Refer dataset zipcodes.csv at GitHub
spark = SparkSession.builder().master("local[1]")
.appName("SparkByExamples.com")
.getOrCreate()
df = spark.read.csv("/tmp/resources/zipcodes.csv")
df.printSchema()
Using fully qualified data source name, you can alternatively do the following.
df = spark.read.format("csv")
.load("/tmp/resources/zipcodes.csv")
// or
df = spark.read.format("org.apache.spark.sql.csv")
.load("/tmp/resources/zipcodes.csv")
df.printSchema()
This example reads the data into DataFrame columns "_c0"
for the first column and "_c1"
for the second and so on. and by default data type for all these columns is treated as String.
root
|-- _c0: string (nullable = true)
|-- _c1: string (nullable = true)
|-- _c2: string (nullable = true)
1.1 Using Header Record For Column Names
If you have a header with column names on your input file, you need to explicitly specify True
for header option using option("header",True)
not mentioning this, the API treats header as a data record.
df2 = spark.read.option("header",True) \
.csv("/tmp/resources/zipcodes.csv")
As mentioned earlier, PySpark reads all columns as a string (StringType) by default. I will explain in later sections on how to read the schema (inferschema
) from the header record and derive the column type based on the data.
1.2 Read Multiple CSV Files
Using the read.csv()
method you can also read multiple csv files, just pass all file names by separating comma as a path, for example :
df = spark.read.csv("path1,path2,path3")
1.3 Read all CSV Files in a Directory
We can read all CSV files from a directory into DataFrame just by passing directory as a path to the csv()
method.
df = spark.read.csv("Folder path")
2. Options While Reading CSV File
PySpark CSV dataset provides multiple options to work with CSV files. Below are some of the most important options explained with examples.
You can either use chaining option(self, key, value)
to use multiple options or use alternate options(self, **options)
method.
2.1 delimiter
delimiter
option is used to specify the column delimiter of the CSV file. By default, it is comma (,) character, but can be set to any character like pipe(|), tab (\t), space using this option.
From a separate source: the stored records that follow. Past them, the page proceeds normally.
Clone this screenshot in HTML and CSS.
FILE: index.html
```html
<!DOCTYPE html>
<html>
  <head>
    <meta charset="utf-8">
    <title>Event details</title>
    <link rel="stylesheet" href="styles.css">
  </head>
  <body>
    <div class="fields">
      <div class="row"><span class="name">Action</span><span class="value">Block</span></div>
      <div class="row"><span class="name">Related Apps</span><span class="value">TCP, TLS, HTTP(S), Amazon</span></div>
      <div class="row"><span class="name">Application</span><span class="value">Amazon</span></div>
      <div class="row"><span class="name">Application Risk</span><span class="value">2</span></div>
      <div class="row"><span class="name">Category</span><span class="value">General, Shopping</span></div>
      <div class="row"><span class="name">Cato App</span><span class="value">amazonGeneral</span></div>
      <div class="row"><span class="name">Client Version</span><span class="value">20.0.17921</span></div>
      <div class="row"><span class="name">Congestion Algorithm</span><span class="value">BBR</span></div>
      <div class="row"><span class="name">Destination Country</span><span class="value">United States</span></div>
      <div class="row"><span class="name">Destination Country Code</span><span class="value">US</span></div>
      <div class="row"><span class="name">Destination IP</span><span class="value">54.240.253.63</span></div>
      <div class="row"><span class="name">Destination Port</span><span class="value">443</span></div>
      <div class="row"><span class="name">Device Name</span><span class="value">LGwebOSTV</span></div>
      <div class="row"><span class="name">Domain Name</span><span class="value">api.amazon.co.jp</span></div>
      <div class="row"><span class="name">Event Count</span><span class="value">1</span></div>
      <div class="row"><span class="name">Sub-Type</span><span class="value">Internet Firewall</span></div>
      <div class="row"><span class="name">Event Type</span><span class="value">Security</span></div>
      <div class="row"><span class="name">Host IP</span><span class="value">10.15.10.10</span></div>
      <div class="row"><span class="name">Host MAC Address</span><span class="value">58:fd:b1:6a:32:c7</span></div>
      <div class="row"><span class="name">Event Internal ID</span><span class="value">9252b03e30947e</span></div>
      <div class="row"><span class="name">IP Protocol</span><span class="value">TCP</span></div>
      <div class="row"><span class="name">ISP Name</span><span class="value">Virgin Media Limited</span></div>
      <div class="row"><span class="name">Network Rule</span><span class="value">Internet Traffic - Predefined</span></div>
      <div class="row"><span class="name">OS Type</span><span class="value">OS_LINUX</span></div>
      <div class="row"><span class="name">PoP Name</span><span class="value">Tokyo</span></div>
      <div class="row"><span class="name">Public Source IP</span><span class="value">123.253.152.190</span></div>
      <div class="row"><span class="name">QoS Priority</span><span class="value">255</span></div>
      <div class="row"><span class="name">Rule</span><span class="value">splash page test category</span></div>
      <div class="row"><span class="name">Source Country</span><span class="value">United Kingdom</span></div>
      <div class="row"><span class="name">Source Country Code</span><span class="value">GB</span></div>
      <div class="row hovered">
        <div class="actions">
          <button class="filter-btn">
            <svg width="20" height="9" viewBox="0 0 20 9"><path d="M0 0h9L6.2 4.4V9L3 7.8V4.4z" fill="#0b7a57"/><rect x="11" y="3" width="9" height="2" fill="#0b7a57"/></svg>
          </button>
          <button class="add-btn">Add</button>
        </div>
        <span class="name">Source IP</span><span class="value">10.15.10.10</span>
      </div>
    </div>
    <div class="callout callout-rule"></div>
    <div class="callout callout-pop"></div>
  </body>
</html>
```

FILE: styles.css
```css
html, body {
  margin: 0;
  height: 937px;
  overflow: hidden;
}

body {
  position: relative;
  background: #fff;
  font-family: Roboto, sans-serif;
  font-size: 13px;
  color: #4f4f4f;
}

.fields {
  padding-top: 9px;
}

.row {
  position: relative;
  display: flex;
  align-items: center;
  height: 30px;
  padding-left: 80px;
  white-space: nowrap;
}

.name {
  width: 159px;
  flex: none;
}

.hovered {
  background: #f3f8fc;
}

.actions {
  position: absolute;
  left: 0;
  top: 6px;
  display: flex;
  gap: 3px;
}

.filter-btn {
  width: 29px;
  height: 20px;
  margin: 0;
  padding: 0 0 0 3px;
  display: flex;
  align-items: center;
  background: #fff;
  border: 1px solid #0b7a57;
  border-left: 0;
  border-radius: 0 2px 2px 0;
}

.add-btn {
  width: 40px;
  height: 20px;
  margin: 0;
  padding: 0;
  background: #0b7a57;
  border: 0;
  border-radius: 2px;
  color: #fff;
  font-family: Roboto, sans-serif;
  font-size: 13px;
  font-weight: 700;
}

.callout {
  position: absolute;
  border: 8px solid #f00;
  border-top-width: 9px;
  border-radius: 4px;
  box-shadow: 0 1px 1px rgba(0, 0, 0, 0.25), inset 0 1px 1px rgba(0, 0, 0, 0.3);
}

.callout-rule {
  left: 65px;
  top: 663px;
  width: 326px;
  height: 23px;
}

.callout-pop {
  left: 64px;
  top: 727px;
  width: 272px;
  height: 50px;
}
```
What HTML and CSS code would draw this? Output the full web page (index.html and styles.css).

df3 = spark.read.options(delimiter=',') \
.csv("C:/apps/sparkbyexamples/src/pyspark-examples/resources/zipcodes.csv")
2.2 inferSchema
The default value set to this option is False
when setting to true
it automatically infers column types based on the data. Note that, it requires reading the data one more time to infer the schema.
df4 = spark.read.options(inferSchema='True',delimiter=',') \
.csv("src/main/resources/zipcodes.csv")
Alternatively you can also write this by chaining option()
method.
df4 = spark.read.option("inferSchema",True) \
.option("delimiter",",") \
.csv("src/main/resources/zipcodes.csv")
2.3 header
This option is used to read the first line of the CSV file as column names. By default the value of this option is False
, and all column types are assumed to be a string.
df3 = spark.read.options(header='True', inferSchema='True', delimiter=',') \
.csv("/tmp/resources/zipcodes.csv")
2.4 quotes
When you have a column with a delimiter that used to split the columns, use quotes
option to specify the quote character, by default it is ” and delimiters inside quotes are ignored. but using this option you can set any character.
2.5 nullValues
Using nullValues
option you can specify the string in a CSV to consider as null. For example, if you want to consider a date column with a value "1900-01-01"
set null on DataFrame.
2.6 dateFormat
dateFormat
option to used to set the format of the input DateType and TimestampType columns. Supports all java.text.SimpleDateFormat
formats.
Note: Besides the above options, PySpark CSV API also supports many other options, please refer to this article for details.
3. Reading CSV files with a user-specified custom schema
If you know the schema of the file ahead and do not want to use the inferSchema
option for column names and types, use user-defined custom column names and type using schema
option.
schema = StructType() \
.add("RecordNumber",IntegerType(),True) \
.add("Zipcode",IntegerType(),True) \
.add("ZipCodeType",StringType(),True) \
.add("City",StringType(),True) \
.add("State",StringType(),True) \
.add("LocationType",StringType(),True) \
.add("Lat",DoubleType(),True) \
.add("Long",DoubleType(),True) \
.add("Xaxis",IntegerType(),True) \
.add("Yaxis",DoubleType(),True) \
.add("Zaxis",DoubleType(),True) \
.add("WorldRegion",StringType(),True) \
.add("Country",StringType(),True) \
.add("LocationText",StringType(),True) \
.add("Location",StringType(),True) \
.add("Decommisioned",BooleanType(),True) \
.add("TaxReturnsFiled",StringType(),True) \
.add("EstimatedPopulation",IntegerType(),True) \
.add("TotalWages",IntegerType(),True) \
.add("Notes",StringType(),True)
df_with_schema = spark.read.format("csv") \
.option("header", True) \
.schema(schema) \
.load("/tmp/resources/zipcodes.csv")
4. Applying DataFrame transformations
Once you have created DataFrame from the CSV file, you can apply all transformation and actions DataFrame support. Please refer to the link for more details.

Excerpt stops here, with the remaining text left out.